Life with a syncopated beat

This is the story of how a house, a city and particularly a musical form inspired a novel that in turn became a movie and a musical, bringing the story full circle.

E.L. Doctorow based his seminal 1975 novel “Ragtime” not only on the city in which he lived, New Rochelle, but on his home in the spacious Forest Heights neighborhood.

“The book opens with the house in this neighborhood,” says Barbara Davis, city historian and community relations coordinator for the New Rochelle Public Library, where Doctorow, then a professor of writing at Sarah Lawrence College in Yonkers, did much of his research. “In the early 20th century, New Rochelle had become one of the premier suburbs. The men worked in the city and would come home to these lovely houses and parkland. What a lovely time to be writing about. It was a period of such transition.”

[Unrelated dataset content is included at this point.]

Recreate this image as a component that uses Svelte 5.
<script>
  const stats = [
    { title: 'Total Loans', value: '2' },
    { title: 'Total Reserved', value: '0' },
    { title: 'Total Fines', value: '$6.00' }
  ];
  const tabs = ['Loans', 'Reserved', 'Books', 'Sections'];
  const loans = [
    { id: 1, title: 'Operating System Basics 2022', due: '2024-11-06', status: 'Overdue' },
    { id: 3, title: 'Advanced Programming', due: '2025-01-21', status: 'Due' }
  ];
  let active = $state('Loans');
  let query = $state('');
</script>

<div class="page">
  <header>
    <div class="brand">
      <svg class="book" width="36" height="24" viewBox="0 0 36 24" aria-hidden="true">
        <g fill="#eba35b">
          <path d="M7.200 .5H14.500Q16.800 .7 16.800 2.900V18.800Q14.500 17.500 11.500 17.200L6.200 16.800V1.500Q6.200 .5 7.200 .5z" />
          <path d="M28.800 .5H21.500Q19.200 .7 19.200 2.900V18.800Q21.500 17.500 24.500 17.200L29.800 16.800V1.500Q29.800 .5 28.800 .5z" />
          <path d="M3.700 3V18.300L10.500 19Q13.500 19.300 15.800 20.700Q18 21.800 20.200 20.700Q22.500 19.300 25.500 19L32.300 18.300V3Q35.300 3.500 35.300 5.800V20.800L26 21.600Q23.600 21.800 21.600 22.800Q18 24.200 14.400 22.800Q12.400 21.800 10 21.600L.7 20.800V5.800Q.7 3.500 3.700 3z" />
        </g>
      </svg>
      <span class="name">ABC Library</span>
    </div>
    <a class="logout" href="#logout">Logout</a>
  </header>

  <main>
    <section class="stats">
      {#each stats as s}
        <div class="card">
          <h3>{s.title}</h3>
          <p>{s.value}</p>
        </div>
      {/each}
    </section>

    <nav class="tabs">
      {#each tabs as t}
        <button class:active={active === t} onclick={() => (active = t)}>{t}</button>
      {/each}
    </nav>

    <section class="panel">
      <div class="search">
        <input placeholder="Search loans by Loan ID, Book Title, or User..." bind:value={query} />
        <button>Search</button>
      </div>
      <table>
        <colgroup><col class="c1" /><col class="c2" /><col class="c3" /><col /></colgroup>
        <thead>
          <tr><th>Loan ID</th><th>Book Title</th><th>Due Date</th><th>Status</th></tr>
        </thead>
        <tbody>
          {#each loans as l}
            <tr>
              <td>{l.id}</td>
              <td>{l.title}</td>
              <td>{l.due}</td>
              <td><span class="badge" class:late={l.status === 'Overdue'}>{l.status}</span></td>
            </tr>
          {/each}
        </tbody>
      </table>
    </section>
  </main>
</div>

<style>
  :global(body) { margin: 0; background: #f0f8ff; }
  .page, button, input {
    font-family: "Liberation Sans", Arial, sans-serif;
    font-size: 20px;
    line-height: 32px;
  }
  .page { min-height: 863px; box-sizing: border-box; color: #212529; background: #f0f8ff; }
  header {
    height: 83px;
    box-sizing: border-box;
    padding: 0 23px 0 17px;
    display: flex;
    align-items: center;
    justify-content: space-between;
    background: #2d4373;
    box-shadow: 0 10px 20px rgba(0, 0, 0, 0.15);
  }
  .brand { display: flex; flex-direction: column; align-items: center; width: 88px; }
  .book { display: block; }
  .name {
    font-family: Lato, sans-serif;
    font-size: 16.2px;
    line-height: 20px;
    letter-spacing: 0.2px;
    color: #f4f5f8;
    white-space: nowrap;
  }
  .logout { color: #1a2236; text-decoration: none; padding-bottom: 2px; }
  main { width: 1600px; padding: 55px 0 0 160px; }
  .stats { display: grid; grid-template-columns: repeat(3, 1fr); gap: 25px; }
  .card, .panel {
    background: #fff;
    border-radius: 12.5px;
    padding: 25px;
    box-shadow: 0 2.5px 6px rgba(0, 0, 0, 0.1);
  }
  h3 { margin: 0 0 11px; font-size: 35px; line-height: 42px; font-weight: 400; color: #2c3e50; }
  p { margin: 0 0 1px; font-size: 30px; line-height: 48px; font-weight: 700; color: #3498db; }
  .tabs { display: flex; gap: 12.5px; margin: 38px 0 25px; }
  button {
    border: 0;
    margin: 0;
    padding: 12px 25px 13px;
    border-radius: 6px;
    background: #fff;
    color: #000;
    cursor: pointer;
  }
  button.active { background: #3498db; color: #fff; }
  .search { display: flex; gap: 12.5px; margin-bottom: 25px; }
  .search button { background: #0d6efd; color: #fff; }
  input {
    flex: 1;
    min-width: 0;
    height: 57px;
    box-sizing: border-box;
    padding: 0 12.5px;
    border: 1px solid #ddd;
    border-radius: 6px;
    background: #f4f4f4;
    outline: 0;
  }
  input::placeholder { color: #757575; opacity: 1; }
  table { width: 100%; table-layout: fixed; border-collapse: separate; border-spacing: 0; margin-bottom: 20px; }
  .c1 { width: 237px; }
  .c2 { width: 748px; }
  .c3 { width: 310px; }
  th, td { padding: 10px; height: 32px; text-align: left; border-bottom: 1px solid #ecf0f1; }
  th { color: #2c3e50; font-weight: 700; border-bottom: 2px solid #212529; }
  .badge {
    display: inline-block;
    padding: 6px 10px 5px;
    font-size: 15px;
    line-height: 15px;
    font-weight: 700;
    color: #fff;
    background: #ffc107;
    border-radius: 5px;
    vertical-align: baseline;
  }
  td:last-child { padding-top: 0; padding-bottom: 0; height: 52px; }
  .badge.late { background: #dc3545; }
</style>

That transition was marked by, but not limited to, an influx of Eastern European immigrants, racial tensions and self-determination for women. If “Ragtime” seems timeless, it is partly because these are issues we still grapple with today.

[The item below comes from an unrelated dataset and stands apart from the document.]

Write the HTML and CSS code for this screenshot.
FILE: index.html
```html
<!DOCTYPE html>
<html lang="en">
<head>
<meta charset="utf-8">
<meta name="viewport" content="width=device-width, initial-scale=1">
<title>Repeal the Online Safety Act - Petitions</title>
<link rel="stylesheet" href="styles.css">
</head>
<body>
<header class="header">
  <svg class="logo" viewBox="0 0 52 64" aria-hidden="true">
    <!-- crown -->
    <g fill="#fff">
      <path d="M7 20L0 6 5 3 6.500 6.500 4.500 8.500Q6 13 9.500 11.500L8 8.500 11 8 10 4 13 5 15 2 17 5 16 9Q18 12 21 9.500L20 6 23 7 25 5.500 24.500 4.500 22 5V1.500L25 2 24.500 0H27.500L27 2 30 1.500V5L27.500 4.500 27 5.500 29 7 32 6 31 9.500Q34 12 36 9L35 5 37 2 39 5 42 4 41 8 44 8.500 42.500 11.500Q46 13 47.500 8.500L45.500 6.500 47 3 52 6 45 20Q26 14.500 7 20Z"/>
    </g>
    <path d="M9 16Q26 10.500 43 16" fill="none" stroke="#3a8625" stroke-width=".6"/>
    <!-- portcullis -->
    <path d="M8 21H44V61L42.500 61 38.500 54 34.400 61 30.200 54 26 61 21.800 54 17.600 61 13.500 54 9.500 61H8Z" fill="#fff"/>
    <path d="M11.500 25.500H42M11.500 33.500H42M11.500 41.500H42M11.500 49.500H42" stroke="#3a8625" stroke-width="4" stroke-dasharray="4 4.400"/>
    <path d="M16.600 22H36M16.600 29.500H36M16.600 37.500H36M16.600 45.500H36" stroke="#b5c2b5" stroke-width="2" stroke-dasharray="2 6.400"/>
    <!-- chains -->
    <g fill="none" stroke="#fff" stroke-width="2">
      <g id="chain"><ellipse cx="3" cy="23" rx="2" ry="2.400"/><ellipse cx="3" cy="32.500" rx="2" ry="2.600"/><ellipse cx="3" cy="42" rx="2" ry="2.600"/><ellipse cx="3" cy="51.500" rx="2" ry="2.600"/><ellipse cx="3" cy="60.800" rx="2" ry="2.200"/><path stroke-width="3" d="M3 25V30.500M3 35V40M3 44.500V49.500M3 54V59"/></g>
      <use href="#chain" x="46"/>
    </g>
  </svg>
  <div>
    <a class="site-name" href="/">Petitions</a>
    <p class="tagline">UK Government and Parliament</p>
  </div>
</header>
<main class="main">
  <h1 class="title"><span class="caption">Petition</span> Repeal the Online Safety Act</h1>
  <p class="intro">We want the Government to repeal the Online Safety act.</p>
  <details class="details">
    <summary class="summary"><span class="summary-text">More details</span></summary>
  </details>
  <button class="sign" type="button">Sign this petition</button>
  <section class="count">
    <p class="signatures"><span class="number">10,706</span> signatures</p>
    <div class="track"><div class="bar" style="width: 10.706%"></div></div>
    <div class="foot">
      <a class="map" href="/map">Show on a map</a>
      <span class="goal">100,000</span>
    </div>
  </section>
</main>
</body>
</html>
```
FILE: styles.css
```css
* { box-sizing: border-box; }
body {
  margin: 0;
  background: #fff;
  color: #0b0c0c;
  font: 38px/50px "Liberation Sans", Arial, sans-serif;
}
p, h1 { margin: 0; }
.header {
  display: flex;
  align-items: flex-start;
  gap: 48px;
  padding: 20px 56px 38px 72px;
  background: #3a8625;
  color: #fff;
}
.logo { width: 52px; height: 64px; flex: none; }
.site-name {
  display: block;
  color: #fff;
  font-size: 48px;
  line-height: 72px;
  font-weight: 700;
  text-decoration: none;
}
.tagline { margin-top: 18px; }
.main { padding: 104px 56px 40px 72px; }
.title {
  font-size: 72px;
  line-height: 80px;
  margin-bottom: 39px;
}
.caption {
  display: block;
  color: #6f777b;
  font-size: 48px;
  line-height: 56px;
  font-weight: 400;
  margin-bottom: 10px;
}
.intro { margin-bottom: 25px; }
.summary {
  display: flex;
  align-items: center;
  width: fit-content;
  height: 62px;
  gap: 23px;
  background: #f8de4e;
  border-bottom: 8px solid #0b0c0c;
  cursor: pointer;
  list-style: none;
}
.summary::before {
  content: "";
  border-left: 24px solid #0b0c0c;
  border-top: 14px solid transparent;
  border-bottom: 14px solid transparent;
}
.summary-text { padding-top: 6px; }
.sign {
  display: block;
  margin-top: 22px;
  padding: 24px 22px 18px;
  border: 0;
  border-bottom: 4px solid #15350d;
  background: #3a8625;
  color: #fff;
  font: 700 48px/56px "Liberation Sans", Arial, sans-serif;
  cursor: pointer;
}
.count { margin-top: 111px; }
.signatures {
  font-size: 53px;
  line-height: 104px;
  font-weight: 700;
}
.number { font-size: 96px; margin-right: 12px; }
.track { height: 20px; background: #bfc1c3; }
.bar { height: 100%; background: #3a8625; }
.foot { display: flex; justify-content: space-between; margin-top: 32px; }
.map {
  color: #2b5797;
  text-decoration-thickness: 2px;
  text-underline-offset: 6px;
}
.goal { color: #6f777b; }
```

The 20th century’s dawn was also a time when the Industrial Revolution kicked into another gear, giving rise to the tabloid media, says Theresa Leghorn, vice president of the New Rochelle Council on the Arts and former director of the Museum of Arts & Culture, where she and Davis curated an exhibit on “Ragtime” in 2008 as part of New Rochelle’s continuing “One City, One Book” program.

Writing about a time when the newfangled tabloids fed and were fed by celebrity, Doctorow chose to tell his story in a way that is instantly intelligible in our Internet age, but that was still unusual in the 1970s. “Ragtime” is a tapestry threaded with the fictional happenings of the real-life rich and famous – magician Harry Houdini, reformer Emma Goldman, chorus girl Evelyn Nesbit, her onetime lover, architect Stanford White and her murderously jealous husband, Harry K. Thaw. But at the center of the tapestry is the fictional upper-class white family that lives in the New Rochelle home – Father, Mother, Mother’s Younger Brother, Grandfather and the unnamed young son. Their lives are forever changed by their relationships with an abandoned black baby, the child’s mother, Sarah, and the baby’s father, Coalhouse Walker Jr., a ragtime musician who discovers that for a black man marching to his own beat, life can have tragic limitations.

But ragtime is music off the beat. If New Rochelle is the Doctorow novel’s cinematography, ragtime is its soundtrack –
a blend of marches, European classical traditions and African-American rhythms in which the accents occur between the downbeat and the upbeat, creating a ragged effect.

“Syncopation was not only a new form but it was the kind of music that had this hesitation and yet a robustness,” Leghorn says.

Perhaps the greatest proponent of this irresistible push-pull was Scott Joplin, composer of “The Entertainer,” “Maple Leaf Rag” and “Elite Syncopations,” among other infectious delights. In the 1970s, the music underwent a revival just as Doctorow was writing “Ragtime.” Marvin Hamlisch turned Joplin’s work into an Oscar-winning score in “The Sting” (1973), in which the music is used anachronistically. (The film is set in the 1930s, by which point ragtime was long out of favor.) Other ’70s salutes include pianist Joshua Rifkin’s Grammy-nominated Joplin compilation and Kenneth MacMillan’s sprightly ballet “Elite Syncopations.”

But it was Doctorow’s novel that captured the tune within. It won the National Book Critics Circle Award for fiction in 1975 and the American Academy and Institute of Arts and Letters Award a year later.

In 1981, “Ragtime” was turned into a film that was shot partly in Mount Kisco and featured the last performance by James Cagney, who had retired to Dutchess County. Seventeen years later, “Ragtime” came full circle as a musical that was noteworthy for a score that included Joplin’s music and Tony-nominated performances by Audra McDonald as Sarah and Brian Stokes Mitchell as Coalhouse Walker, among others. Despite mixed reviews, the production ran two years on Broadway. The 2009 revival had the opposite experience – great reviews, no legs, closing after just 28 previews and 65 performances.

Whatever you may think of “Ragtime” and its various incarnations, you’ll find it hard to resist Doctorow’s hypnotic voice, Davis says:

“You may not like a character, but you’ll feel for him.”